28/04/13

HISTÓRIA DA FUNDAÇÃO DA REAL BASÍLICA E MOSTEIRO DO SANTÍSSIMO CORAÇÃO DE JESUS DA CIDADE DE LISBOA (I)


INTRODUÇÃO

Tem Lisboa o seu assento na parte Ocidental de Hespanha, onde o Tejo entra no Oceano: é Emporio do Mundo, e Metrópole de Portugal: notável pela sua dilatada extensão, numerosa povoação, e famoso porto: fica ela trinta e nove graus da parte Norte debaixo do signo de Aries, no fim do quinto, e princípio do sexto clima: fundada como outra Roma sobre sete montes: banhada do Sol tanto que nasce: é a Pátria Gloriosa de Sto. António, e é uma das mais célebres Cortes do Universo, desvelando-se sempre todos os Senhores Reis de Portugal em a ampliar e enobrecer de Magníficos, e sumptuosos templos, sendo hoje entre estes o mais célebre o de que, com o favor de Deus, pretendemos tratar; o qual está situado no casal da Estrela, sítio este muito saudável, por ser elevado, e levado dos ventos mais que nenhum outro, com excelente vista de mar e terra, dominando a Cidade toda: sítio também muito célebre pelo Cenobio do Patriarca S. bento, que aí se edificou correndo o ano de 1571, tempo em que ainda governava estes Reinos a Senhora Rainha D. Catarina na menoridade de seu filho (sic, aliás neto) o Senhor Rei. D. Sebastião.

Os reformadores da Ordem de S. Bento havendo de fundar casa na Cidade de Lisboa, para ser mais conhecida, e venerada dos fiéis, vendo-se perplexos e confusos, lhe foi, segundo se escreve, necessário para decidir a sua perplexidade e confusão, que um homem de venerável ancianidade, dissesse a um deles, pregando um dia as lágrimas da Madalena, no convento das Religiosas da Esperança, ao descer do púlpito:

“Bem sei, Padre, que andais buscando sítio para a nova fundação do vosso convento; eu vos mostrarei um, se esperardes por mim à hora Sexta, neste próximo olival, que vos não há-de desagradar.

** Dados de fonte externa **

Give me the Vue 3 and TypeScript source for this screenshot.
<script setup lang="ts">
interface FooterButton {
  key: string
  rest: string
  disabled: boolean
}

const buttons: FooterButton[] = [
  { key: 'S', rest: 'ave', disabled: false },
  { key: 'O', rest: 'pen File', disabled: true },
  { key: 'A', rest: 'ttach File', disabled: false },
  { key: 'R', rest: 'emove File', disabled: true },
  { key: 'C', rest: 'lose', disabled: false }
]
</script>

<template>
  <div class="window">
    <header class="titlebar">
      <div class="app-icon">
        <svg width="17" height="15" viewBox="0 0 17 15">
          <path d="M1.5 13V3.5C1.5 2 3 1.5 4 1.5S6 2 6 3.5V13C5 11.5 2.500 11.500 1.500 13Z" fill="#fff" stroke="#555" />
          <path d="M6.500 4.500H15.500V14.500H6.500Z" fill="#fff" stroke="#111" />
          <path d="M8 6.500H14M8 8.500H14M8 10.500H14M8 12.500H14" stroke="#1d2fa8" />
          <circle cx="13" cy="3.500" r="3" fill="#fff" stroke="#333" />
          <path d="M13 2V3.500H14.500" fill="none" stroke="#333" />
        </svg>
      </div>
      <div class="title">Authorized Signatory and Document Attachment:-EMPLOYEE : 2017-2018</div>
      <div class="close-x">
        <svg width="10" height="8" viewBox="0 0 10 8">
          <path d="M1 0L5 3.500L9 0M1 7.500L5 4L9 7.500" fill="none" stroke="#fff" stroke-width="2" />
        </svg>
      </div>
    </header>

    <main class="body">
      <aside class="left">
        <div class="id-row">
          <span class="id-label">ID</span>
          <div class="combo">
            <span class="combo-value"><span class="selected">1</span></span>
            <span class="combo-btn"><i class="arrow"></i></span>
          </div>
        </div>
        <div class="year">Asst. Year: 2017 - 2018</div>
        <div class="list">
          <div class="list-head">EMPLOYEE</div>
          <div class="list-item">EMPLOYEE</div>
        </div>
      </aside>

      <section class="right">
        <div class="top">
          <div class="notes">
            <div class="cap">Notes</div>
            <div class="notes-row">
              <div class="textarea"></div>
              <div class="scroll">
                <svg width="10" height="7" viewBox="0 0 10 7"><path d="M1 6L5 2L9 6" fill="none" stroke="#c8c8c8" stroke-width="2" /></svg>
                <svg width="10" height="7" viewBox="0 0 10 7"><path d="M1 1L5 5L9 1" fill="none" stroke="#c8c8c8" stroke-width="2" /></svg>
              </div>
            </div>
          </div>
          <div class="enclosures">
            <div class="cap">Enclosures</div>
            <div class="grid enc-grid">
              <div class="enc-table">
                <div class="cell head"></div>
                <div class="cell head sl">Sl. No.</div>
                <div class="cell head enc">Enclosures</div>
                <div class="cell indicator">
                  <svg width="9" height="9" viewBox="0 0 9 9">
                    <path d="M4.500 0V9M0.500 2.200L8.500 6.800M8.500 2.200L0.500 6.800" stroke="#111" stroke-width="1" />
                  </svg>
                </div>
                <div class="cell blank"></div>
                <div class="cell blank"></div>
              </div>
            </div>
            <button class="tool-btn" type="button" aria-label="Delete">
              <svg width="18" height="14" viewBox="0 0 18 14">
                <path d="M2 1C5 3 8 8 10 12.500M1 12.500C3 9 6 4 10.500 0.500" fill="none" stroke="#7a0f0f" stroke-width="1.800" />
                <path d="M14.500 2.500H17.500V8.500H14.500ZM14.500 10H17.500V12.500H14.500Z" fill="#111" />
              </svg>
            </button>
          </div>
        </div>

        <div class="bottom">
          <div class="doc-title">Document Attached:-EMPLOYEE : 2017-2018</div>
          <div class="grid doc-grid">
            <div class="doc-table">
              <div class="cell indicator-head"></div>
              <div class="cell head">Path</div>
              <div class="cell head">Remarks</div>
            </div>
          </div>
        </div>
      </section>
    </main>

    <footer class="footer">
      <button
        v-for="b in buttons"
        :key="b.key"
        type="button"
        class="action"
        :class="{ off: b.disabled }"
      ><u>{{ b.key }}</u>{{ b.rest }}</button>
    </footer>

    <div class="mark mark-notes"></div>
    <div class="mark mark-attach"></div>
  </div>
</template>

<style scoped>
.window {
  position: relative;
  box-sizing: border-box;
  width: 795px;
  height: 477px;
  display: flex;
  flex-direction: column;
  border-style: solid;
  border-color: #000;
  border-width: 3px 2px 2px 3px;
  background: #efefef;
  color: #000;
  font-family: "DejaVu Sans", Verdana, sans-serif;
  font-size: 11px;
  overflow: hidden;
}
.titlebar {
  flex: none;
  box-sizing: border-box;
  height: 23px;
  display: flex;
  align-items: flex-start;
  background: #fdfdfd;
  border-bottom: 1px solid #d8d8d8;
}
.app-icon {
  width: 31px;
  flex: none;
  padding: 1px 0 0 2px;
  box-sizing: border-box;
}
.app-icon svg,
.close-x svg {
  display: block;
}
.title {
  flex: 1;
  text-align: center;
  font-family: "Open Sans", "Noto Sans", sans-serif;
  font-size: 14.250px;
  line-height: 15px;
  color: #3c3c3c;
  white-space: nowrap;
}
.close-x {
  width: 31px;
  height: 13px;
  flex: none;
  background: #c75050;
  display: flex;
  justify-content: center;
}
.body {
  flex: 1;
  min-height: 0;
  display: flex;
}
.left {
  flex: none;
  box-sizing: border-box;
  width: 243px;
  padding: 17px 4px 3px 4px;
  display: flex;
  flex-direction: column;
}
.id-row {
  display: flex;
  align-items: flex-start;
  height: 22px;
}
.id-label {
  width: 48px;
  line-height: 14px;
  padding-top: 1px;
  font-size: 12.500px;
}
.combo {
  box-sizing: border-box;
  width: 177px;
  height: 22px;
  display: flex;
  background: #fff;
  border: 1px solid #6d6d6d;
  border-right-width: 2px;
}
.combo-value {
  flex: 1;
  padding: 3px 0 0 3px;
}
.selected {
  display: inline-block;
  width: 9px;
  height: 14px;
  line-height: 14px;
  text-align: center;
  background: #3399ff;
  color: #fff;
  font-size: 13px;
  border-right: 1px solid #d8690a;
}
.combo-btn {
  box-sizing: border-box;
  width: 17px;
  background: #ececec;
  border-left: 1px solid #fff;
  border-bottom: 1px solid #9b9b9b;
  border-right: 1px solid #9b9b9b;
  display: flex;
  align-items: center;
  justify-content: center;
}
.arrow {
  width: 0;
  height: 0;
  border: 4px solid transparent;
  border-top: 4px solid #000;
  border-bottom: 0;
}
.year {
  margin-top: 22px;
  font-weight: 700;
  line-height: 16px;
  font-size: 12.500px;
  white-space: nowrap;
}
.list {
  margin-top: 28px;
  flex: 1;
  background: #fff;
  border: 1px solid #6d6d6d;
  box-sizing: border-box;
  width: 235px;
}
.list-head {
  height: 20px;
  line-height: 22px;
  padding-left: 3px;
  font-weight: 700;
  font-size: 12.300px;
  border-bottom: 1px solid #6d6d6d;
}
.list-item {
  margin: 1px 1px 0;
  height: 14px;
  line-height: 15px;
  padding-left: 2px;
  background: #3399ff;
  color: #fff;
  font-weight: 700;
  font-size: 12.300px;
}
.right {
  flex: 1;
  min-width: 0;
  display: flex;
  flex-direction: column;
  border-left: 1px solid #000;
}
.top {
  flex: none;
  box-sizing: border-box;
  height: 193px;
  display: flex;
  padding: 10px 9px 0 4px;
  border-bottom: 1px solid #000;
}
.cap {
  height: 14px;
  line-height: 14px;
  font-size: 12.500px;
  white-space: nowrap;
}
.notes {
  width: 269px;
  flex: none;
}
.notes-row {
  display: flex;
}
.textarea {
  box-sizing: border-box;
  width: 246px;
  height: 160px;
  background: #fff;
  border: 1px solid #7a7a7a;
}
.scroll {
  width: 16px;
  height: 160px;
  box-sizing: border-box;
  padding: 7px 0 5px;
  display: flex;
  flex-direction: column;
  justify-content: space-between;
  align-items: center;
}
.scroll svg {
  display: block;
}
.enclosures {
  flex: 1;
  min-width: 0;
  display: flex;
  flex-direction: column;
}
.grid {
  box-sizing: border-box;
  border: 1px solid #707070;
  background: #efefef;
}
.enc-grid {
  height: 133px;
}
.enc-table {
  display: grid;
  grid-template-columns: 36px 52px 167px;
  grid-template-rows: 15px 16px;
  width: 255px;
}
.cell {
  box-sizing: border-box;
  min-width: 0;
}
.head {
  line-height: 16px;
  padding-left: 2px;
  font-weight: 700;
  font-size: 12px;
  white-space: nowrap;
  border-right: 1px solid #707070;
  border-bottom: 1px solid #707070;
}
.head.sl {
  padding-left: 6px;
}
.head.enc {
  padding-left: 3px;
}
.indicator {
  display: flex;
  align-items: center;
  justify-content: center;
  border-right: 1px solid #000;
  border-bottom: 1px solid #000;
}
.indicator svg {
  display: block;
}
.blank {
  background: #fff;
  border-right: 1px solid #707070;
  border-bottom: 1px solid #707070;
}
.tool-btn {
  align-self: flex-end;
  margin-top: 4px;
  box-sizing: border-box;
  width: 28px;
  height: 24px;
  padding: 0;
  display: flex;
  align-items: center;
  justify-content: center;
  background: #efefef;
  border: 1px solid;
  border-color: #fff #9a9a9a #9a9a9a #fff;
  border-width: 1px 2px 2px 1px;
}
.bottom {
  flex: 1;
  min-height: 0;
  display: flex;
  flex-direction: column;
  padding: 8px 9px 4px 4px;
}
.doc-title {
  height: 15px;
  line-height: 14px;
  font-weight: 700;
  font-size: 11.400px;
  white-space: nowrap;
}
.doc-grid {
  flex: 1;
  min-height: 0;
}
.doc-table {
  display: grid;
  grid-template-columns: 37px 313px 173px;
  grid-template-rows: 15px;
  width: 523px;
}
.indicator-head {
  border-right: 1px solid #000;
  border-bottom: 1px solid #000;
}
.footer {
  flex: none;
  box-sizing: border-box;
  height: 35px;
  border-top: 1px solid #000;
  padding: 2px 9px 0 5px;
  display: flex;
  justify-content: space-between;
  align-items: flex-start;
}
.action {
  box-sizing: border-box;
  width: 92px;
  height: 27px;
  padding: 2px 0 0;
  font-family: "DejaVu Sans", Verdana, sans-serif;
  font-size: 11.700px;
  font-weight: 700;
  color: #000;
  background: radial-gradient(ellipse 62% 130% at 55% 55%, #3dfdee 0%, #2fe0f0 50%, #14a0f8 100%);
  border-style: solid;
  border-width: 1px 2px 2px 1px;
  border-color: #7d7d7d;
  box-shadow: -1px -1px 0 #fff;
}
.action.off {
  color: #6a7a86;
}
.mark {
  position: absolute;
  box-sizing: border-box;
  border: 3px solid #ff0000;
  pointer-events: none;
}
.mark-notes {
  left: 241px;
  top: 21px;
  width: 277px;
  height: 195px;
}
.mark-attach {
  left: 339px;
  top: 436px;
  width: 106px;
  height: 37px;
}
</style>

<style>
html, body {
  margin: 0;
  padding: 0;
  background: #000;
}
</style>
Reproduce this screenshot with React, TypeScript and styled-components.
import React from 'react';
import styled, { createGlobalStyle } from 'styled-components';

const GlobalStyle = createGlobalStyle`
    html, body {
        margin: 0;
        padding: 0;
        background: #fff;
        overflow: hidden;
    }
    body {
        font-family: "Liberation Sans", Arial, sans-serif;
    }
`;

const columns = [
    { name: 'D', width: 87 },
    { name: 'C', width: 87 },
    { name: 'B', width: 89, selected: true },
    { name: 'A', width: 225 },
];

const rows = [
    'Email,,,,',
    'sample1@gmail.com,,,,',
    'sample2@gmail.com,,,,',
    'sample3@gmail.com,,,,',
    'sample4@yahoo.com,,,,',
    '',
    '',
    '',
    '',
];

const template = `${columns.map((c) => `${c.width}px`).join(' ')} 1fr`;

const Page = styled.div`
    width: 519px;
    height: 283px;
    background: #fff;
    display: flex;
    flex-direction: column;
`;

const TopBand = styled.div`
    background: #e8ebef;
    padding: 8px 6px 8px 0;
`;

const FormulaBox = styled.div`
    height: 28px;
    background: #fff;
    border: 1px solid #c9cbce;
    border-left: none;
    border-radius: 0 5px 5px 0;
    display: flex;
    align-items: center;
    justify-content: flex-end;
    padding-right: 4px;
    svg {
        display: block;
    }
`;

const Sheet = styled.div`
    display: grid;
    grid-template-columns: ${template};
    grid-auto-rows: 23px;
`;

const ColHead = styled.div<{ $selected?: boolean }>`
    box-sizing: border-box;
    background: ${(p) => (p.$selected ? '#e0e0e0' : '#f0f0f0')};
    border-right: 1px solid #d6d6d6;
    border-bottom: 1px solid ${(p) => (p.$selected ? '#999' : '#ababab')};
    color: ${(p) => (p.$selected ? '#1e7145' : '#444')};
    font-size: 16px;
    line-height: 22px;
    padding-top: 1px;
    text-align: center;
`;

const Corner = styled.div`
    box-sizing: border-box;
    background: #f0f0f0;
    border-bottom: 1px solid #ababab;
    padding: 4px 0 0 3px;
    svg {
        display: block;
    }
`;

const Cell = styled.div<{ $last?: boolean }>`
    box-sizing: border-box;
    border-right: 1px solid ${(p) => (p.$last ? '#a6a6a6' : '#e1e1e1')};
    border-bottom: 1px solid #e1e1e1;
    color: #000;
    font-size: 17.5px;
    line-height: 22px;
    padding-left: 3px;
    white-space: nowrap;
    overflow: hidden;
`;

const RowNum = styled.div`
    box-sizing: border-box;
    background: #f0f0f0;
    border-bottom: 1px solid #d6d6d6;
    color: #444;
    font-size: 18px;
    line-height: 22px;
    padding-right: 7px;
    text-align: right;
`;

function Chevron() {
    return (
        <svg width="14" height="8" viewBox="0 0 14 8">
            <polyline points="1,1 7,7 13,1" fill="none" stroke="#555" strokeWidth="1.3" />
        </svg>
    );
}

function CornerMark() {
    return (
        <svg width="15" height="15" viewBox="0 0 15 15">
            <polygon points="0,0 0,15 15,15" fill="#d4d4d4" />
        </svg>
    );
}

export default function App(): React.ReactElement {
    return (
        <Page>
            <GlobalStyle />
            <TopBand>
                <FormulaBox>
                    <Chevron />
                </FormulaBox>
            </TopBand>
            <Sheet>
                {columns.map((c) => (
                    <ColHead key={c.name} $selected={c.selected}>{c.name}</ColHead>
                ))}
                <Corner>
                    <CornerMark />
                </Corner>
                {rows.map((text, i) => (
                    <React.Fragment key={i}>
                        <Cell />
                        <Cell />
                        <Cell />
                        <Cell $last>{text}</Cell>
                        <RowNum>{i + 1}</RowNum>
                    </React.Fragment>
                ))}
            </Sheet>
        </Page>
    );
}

O reformador alvoroçado se avistou com o venerando homem no lugar e hora aprazada, e o levou ao alto da calçada, onde hora está o Colégio da Estrela, em cujo lugar então estava uma quinta, que era do Governador de S. Tomé, que apra isso se comprou; e neste mesmo lugar se fizeram logo casas, igrejas, sacristias, dormitório, e noviciado do convento, que então se chamou de S. Bento da Saúde, para trinta religiosas que vieram de Entre-Douro-e-Minho, hoje porém se chama Colégio de Nossa Senhora da Estrela, depois que os Religiosos se passaram para o novo, que é o que se intitula hoje de S. Bento da Saúde.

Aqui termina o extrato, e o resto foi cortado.